Researchers seek stories to give a voice to Scotland’s 800,000 unpaid carers


University researchers are seeking to gather stories from Scotland’s 800,000-strong community of unpaid carers to help give them a voice and inform government policy on the development of a National Care Service.

The aim is to promote the visibility of carers, give them a voice around the critical role of caring, and to develop a diverse audience for these voices and stories allowing them to be amplified and impactful. This initiative comes at a time when the Scottish Government continues to develop and consult on the proposed ‘National Care Service’.

The Scotland Cares project is being supported by YAS to address our three Grand Challenges.

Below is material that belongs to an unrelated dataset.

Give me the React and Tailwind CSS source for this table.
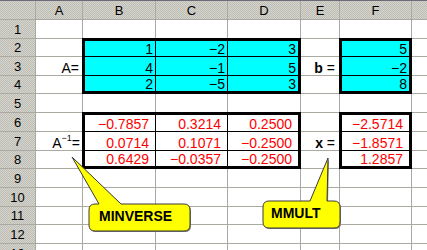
import React from "react"

const colHeads = ["A", "B", "C", "D", "E", "F", "G"]
const rowNums = [1, 2, 3, 4, 5, 6, 7, 8, 9, 10, 11, 12, 13]

const headBg =
  "bg-[image:repeating-conic-gradient(#bebeb6_0%_25%,#d4d4cc_0%_50%)] bg-[length:2px_2px]"

const coeffs = [
  ["1", "−2", "3"],
  ["4", "−1", "5"],
  ["2", "−5", "3"],
]
const rhs = ["5", "−2", "8"]
const inverse = [
  ["−0.7857", "0.3214", "0.2500"],
  ["0.0714", "0.1071", "−0.2500"],
  ["0.6429", "−0.0357", "−0.2500"],
]
const solution = ["−2.5714", "−1.8571", "1.2857"]

// plain sheet cells, listed row by row; cells under a bordered range are left out
const bodyCells = {
  1: ["", "", "", "", "", "", ""],
  2: ["", "", ""],
  3: ["A=", "b =", ""],
  4: ["", "", ""],
  5: ["", "", "", "", "", "", ""],
  6: ["", "", ""],
  7: ["Ainv", "x =", ""],
  8: ["", "", ""],
}

function Label({ value }) {
  if (value === "A=") return <span className="pr-[3px]">A=</span>
  if (value === "Ainv")
    return (
      <span className="pr-[2px]">
        A<sup className="-top-[7px] text-[9px]">−1</sup>=
      </span>
    )
  if (value === "b =" || value === "x =")
    return (
      <span className="pr-[4px]">
        <b>{value[0]}</b> =
      </span>
    )
  return null
}

function Cell({ value }) {
  return (
    <div className="flex items-end justify-end bg-white leading-[14px]">
      <Label value={value} />
    </div>
  )
}

function Range({ pos, rows, cols, values, cyan, red }) {
  return (
    <div className={`-m-px border-[3px] border-black ${pos}`}>
      <div className={`grid h-full gap-px bg-black ${rows} ${cols}`}>
        {values.flat().map((v, i) => (
          <div
            key={i}
            className={`flex items-end justify-end leading-[14px] ${
              cyan ? "bg-[#00ffff] pr-[2px]" : "bg-white pr-[6px]"
            } ${red ? "text-[#ff0000]" : "text-black"}`}
          >
            {v}
          </div>
        ))}
      </div>
    </div>
  )
}

function Callout({ d, x, y, label }) {
  return (
    <>
      <path d={d} transform="translate(1 1)" fill="#808080" />
      <path d={d} fill="#ffff00" stroke="#3a3a3a" strokeWidth="1" />
      <text
        x={x}
        y={y}
        fontFamily="'Liberation Sans', Arial, sans-serif"
        fontWeight="bold"
        fontSize="14"
        fill="#000"
      >
        {label}
      </text>
    </>
  )
}

export default function App() {
  return (
    <div className="relative h-[250px] w-[427px] overflow-hidden bg-white font-['Liberation_Sans',Arial,sans-serif] text-[14px] text-black">
      <div className="grid grid-cols-[35px_46px_72px_71px_72px_38px_71px_90px] grid-rows-[18px_18px_17px_18px_17px_18px_18px_18px_17px_18px_18px_17px_18px_18px] gap-px border-t border-[#6c6c78] bg-[#aaaaa2]">
        {/* column headers */}
        <div className={headBg} />
        {colHeads.map((c) => (
          <div
            key={c}
            className={`flex items-end justify-center pb-[1px] text-[13px] leading-[14px] ${headBg}`}
          >
            {c}
          </div>
        ))}

        {/* bordered ranges */}
        <Range
          pos="col-start-3 col-span-3 row-start-3 row-span-3"
          rows="grid-rows-[15px_18px_15px]"
          cols="grid-cols-[70px_71px_1fr]"
          values={coeffs}
          cyan
        />
        <Range
          pos="col-start-7 row-start-3 row-span-3"
          rows="grid-rows-[15px_18px_15px]"
          cols="grid-cols-1"
          values={rhs.map((v) => [v])}
          cyan
        />
        <Range
          pos="col-start-3 col-span-3 row-start-7 row-span-3"
          rows="grid-rows-[16px_18px_15px]"
          cols="grid-cols-[70px_71px_1fr]"
          values={inverse}
          red
        />
        <Range
          pos="col-start-7 row-start-7 row-span-3"
          rows="grid-rows-[16px_18px_15px]"
          cols="grid-cols-1"
          values={solution.map((v) => [v])}
          red
        />

        {/* row headers and plain cells */}
        {rowNums.map((n) => (
          <React.Fragment key={n}>
            <div
              className={`flex items-end justify-center pb-[1px] text-[13px] leading-[14px] ${headBg}`}
            >
              {n}
            </div>
            {(bodyCells[n] || ["", "", "", "", "", "", ""]).map((v, i) => (
              <Cell key={i} value={v} />
            ))}
          </React.Fragment>
        ))}
      </div>

      {/* comment balloons */}
      <svg className="pointer-events-none absolute inset-0" width="427" height="250">
        <Callout
          d="M95 204 L99 204 L72 157 L121 204 L184 204 Q190 204 190 210 L190 225 Q190 231 184 231 L95 231 Q89 231 89 225 L89 210 Q89 204 95 204 Z"
          x={99}
          y={221}
          label="MINVERSE"
        />
        <Callout
          d="M269 201 L310 201 L328 158 L327 201 L334 201 Q340 201 340 207 L340 222 Q340 228 334 228 L269 228 Q263 228 263 222 L263 207 Q263 201 269 201 Z"
          x={271}
          y={218}
          label="MMULT"
        />
      </svg>
    </div>
  )
}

The project brings together four universities – Strathclyde, Glasgow, Edinburgh Napier and West of Scotland – with Carers Scotland and the Health and Social Care Alliance.

Dr Kieren Egan, Senior Research Fellow at the University of Strathclyde, said: “As our population ages and our health and social care models evolve, the carer voice has never been more important. There are approximately  800,000 unpaid carers in Scotland – that is family, friends and neighbours – looking after an individual living with a mental or physical illness, disability or frailty.

“While caring represents some of the most remarkable elements of the human spirit, the innate compulsion to look after others, it is synonymous for many with a wide array of challenges such as stress, uncertainty, loneliness, declining personal health, and a loss of identity.

“What seems certain is that as our society continues to age, and our healthcare models continue to move health out of hospitals and into the community, those who care for others will take on a greater breadth and depth of roles in delivering care in the years ahead.”

Statistics collected by Carers UK estimate that 72% of those who care report suffering poor mental health and 61% suffering physical ill health due to their caring role.

The project has been designed with two key stages: a short survey to gather insights from carers across Scotland about their achievements, favourite places, and the future hopes of carers. Carers will also be asked to highlight one thing which would improve their situation.

The next phase of work will involve group storytelling sessions through several in-person events across the country, with experts in storytelling bringing to life the achievements, hopes and challenges of carers in a relatable and dynamic way. The stories will be collated in a booklet and told through online and in-person exhibitions.